かんぽ生命の不正問題は一体誰の責任なのか この事件は現場を処分すれば済む話じゃない
もうひとつ怖いところは、20代の頃にそうやってだまされた私の家内のような消費者が、その不利益に苦しむことになるのはその50年後の遠い将来だということです。少なくともうちの家内はまだ50代なのでこの当時に受けた不利益はまだ表面化していない。70代ないしは80代になってはじめて契約の差が表面化する。この「本当の被害はずっと先だ」という時限爆弾がもうひとつの大問題です。
責任を取らされるのは関係のない次世代社員
今回の不祥事を受けて「生保業界ではもう10年以上前にそういった営業はやめている」「かんぽ生命が業界の評判を下げるのは生保業界にとって困ったことだ」という他社からの冷めた論調が報道の合間に垣間見えます。
しかし生保業界の人に思い出していただきたいのは、生命保険は超長期金融商品だということです。30年前にたくさんの消費者をだまして不利益な切り替えを推進した利益は、そのまま過去30年間、会社の利益や職員の手当を増やしたことでしょう。しかし契約者のデメリットが表面化するのはこれから先の未来であって、契約者にとっては過去に業界が引き起こした問題はまだ始まっていないのです。
契約者をだませば職員も幹部も儲かる。しかしその被害はだました世代が引退した後になって表面化する。これが生保業界が販売する商品の宿命です。

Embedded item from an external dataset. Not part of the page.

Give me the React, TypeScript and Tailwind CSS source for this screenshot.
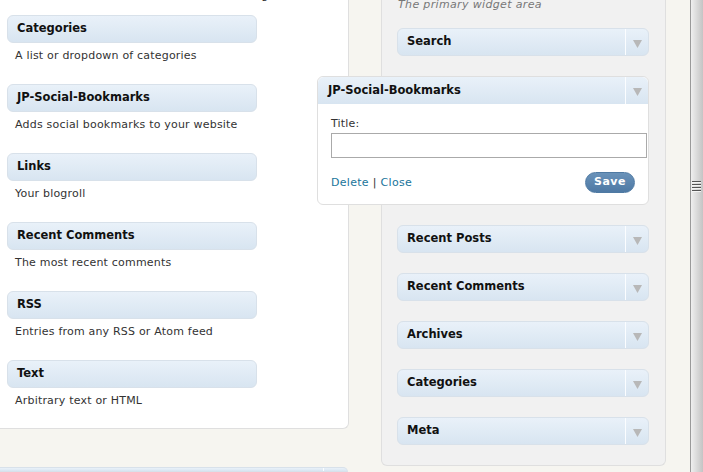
import React from 'react';

const available = [
  { title: 'Categories', description: 'A list or dropdown of categories' },
  { title: 'JP-Social-Bookmarks', description: 'Adds social bookmarks to your website' },
  { title: 'Links', description: 'Your blogroll' },
  { title: 'Recent Comments', description: 'The most recent comments' },
  { title: 'RSS', description: 'Entries from any RSS or Atom feed' },
  { title: 'Text', description: 'Arbitrary text or HTML' },
];

const sidebarAfter = ['Recent Posts', 'Recent Comments', 'Archives', 'Categories', 'Meta'];

function Arrow() {
  return (
    <svg width="9" height="8" viewBox="0 0 9 8" className="mt-[3px]">
      <polygon points="0,0 9,0 4.5,8" fill="#b8b8b8" />
    </svg>
  );
}

function SidebarWidget({ title }: { title: string }) {
  return (
    <div className="flex h-[28px] w-[252px] rounded-[6px] border border-[#d8e1ea] bg-gradient-to-b from-[#e9f1f9] to-[#d8e5f1]">
      <div className="flex flex-1 items-center pl-[9px] text-[11.5px] font-bold text-[#111]">{title}</div>
      <div className="flex w-[23px] items-center justify-center border-l border-[#fbfdff]">
        <Arrow />
      </div>
    </div>
  );
}

export default function App() {
  return (
    <div className="flex h-[472px] w-[703px] overflow-hidden bg-[#f6f5f0] font-['DejaVu_Sans',Verdana,sans-serif]">
      {/* available widgets */}
      <div className="flex w-[349px] flex-col">
        <div className="rounded-br-[6px] border-r border-b border-[#dfdfdf] bg-white pb-[20px] pl-[7px]">
          <p className="-mt-[11px] pl-[8px] text-[11px] leading-[14px] text-[#333]">
            Remove them and delete their current setting
          </p>
          <div className="mt-[12px] flex flex-col gap-[21px]">
            {available.map((w) => (
              <div key={w.title}>
                <div className="flex h-[28px] w-[250px] items-center rounded-[6px] border border-[#d8e1ea] bg-gradient-to-b from-[#e9f1f9] to-[#d8e5f1] pl-[9px] text-[11.5px] font-bold text-[#111]">
                  {w.title}
                </div>
                <p className="mt-[6px] pl-[8px] text-[11px] leading-[14px] tracking-[0.2px] text-[#333]">
                  {w.description}
                </p>
              </div>
            ))}
          </div>
        </div>
        <div className="mt-[38px] flex h-[20px] w-[348px] rounded-tr-[6px] border border-l-0 border-[#d8e1ea] bg-gradient-to-b from-[#e9f1f9] to-[#d8e5f1]">
          <div className="flex-1" />
          <div className="w-[24px] border-l border-[#fbfdff]" />
        </div>
      </div>

      {/* primary sidebar */}
      <div className="ml-[32px] w-[285px]">
        <div className="rounded-b-[6px] border border-t-0 border-[#dfdfdf] bg-[#f1f1f1] px-[15px] pb-[20px]">
          <p className="-mt-[2px] pl-[1px] text-[11px] italic leading-[14px] tracking-[0.35px] text-[#777]">
            The primary widget area
          </p>
          <div className="mt-[16px] flex flex-col gap-[20px]">
            <SidebarWidget title="Search" />

            <div className="-ml-[80px] w-[332px] rounded-[6px] border border-[#dfdfdf] bg-white">
              <div className="flex h-[27px] rounded-t-[6px] bg-gradient-to-b from-[#e9f1f9] to-[#d8e5f1]">
                <div className="flex flex-1 items-center pl-[10px] text-[11.5px] font-bold text-[#111]">
                  JP-Social-Bookmarks
                </div>
                <div className="flex w-[23px] items-center justify-center border-l border-[#fbfdff]">
                  <Arrow />
                </div>
              </div>
              <div className="pt-[13px] pr-[13px] pb-[11px] pl-[13px]">
                <label className="block text-[11px] leading-[14px] tracking-[0.2px] text-[#333]">Title:</label>
                <input
                  type="text"
                  className="mt-[2px] block h-[25px] w-[316px] border border-[#aaaaaa] bg-white"
                />
                <div className="mt-[14px] flex h-[21px] items-center justify-between">
                  <div className="text-[11px] leading-[14px] tracking-[0.3px] text-[#333]">
                    <span className="text-[#21759b]">Delete</span> | <span className="text-[#21759b]">Close</span>
                  </div>
                  <button className="h-[21px] w-[50px] rounded-full border border-[#4f7aa3] bg-gradient-to-b from-[#6a92b9] to-[#4e79a4] text-[11px] font-bold tracking-[0.5px] text-white">
                    Save
                  </button>
                </div>
              </div>
            </div>

            {sidebarAfter.map((t) => (
              <SidebarWidget key={t} title={t} />
            ))}
          </div>
        </div>
      </div>

      {/* frame splitter */}
      <div className="ml-[24px] flex w-[13px] flex-col border-l border-[#9a9a9a] bg-gradient-to-r from-[#efefef] to-[#c4c4c4]">
        <svg width="10" height="12" viewBox="0 0 10 12" className="mt-[180px] ml-[1px]">
          <rect x="0" y="1" width="9" height="1" fill="#555" />
          <rect x="0" y="4" width="9" height="1" fill="#555" />
          <rect x="0" y="7" width="9" height="1" fill="#555" />
          <rect x="0" y="10" width="9" height="1" fill="#555" />
          <rect x="0" y="2" width="9" height="1" fill="#f4f4f4" />
          <rect x="0" y="5" width="9" height="1" fill="#f4f4f4" />
          <rect x="0" y="8" width="9" height="1" fill="#f4f4f4" />
          <rect x="0" y="11" width="9" height="1" fill="#f4f4f4" />
        </svg>
      </div>
    </div>
  );
}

かんぽ生命は不正の被害者一人ひとりの契約を確認し、不利益が判明した場合、契約を元に戻すことを表明しています。実際にそれが行われるかどうかについては消費者が厳しく監視をすることが必要だとは思いますが、企業の姿勢としては一定の評価ができます。
逆に言えばそれくらいの対応ができない組織には、50年にわたる契約者の人生に寄り添う生命保険会社としての仕事を任せるのは適切ではないと思います。あくまで私見ではありますが、ここできちんと責任ある対応を見せれば、かんぽ生命のほうが1990年代に予定利率の切り替え契約を推進した大手生命保険会社よりも社会責任を果たす会社であることが証明できる。私はそう考えて日本郵政グループの対応を見守っています。